Given data →

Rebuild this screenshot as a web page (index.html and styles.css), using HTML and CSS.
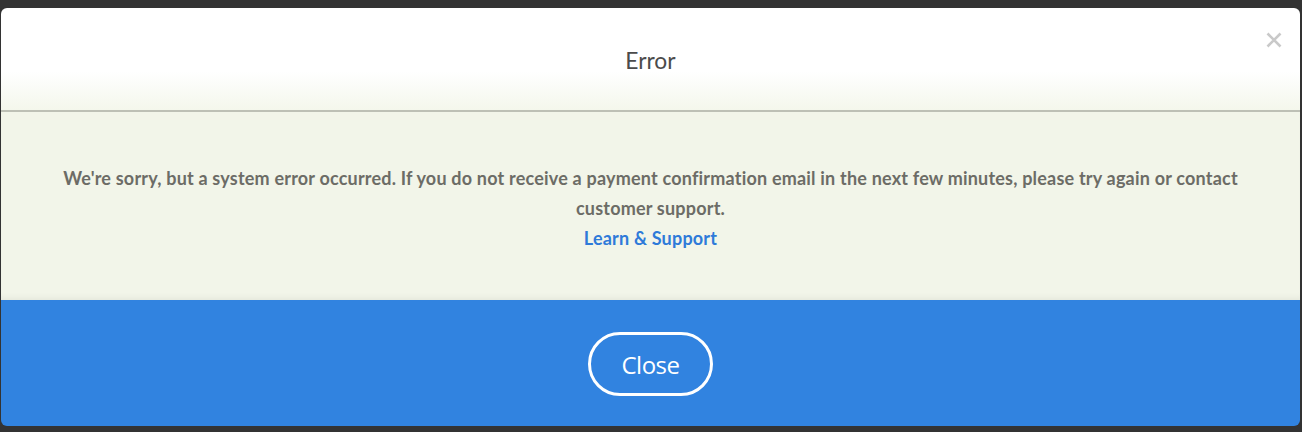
FILE: index.html
```html
<!DOCTYPE html>
<html>
<head>
<meta charset="utf-8">
<link rel="stylesheet" href="styles.css">
</head>
<body>
<div class="modal">
  <div class="header">
    <h1 class="title">Error</h1>
    <button class="close-x" aria-label="Close">
      <svg width="16" height="16" viewBox="0 0 16 16"><path d="M1.5 1.5 L14.5 14.5 M14.5 1.5 L1.5 14.5" stroke="#c9c9c9" stroke-width="2.6" fill="none"/></svg>
    </button>
  </div>
  <div class="body">
    <p class="message">We're sorry, but a system error occurred. If you do not receive a payment confirmation email in the next few minutes, please try again or contact customer support.</p>
    <a class="link" href="#">Learn &amp; Support</a>
  </div>
  <div class="footer">
    <button class="btn">Close</button>
  </div>
</div>
</body>
</html>
```
FILE: styles.css
```css
html, body {
  margin: 0;
  padding: 0;
  background: #333333;
  height: 100%;
}
body {
  padding: 8px 2px 0 1px;
  box-sizing: border-box;
  font-family: "Lato", "Open Sans", sans-serif;
}
.modal {
  display: flex;
  flex-direction: column;
  border-radius: 6px;
  overflow: hidden;
  height: 418px;
}
.header {
  position: relative;
  height: 102px;
  background: linear-gradient(to bottom, #ffffff 0%, #ffffff 62%, #f4f7ec 100%);
  border-bottom: 2px solid #bdc0b5;
  display: flex;
  align-items: center;
  justify-content: center;
}
.title {
  margin: 0;
  font-weight: 400;
  font-size: 24px;
  color: #4b4b4b;
  transform: scaleX(0.95);
}
.close-x {
  position: absolute;
  top: 24px;
  right: 18px;
  background: none;
  border: 0;
  padding: 0;
  width: 16px;
  height: 16px;
  display: flex;
}
.body {
  height: 188px;
  background: #f2f5e9;
  display: flex;
  flex-direction: column;
  align-items: center;
  justify-content: center;
  text-align: center;
  padding: 4px 56px 0;
  box-sizing: border-box;
  box-shadow: inset 0 -6px 6px -4px rgba(0,0,0,0.06);
}
.message {
  margin: 0;
  max-width: 1185px;
  font-size: 18px;
  font-weight: 700;
  letter-spacing: 0.2px;
  line-height: 30px;
  color: #6c6c66;
}
.link {
  font-size: 18px;
  font-weight: 700;
  letter-spacing: 0.2px;
  line-height: 30px;
  color: #2e7ad9;
  text-decoration: none;
}
.footer {
  flex: 1;
  background: #3183e0;
  display: flex;
  align-items: center;
  justify-content: center;
}
.btn {
  width: 125px;
  height: 64px;
  border: 3px solid #ffffff;
  border-radius: 32px;
  background: transparent;
  color: #ffffff;
  font-family: "Open Sans", sans-serif;
  font-size: 24px;
  letter-spacing: -0.5px;
  padding: 0;
  margin-top: 2px;
}
```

Your task → Look through the material above and pick out each line holding the word "index".

Worked solution →
Rebuild this screenshot as a web page (index.html and styles.css), using HTML and CSS.
FILE: index.html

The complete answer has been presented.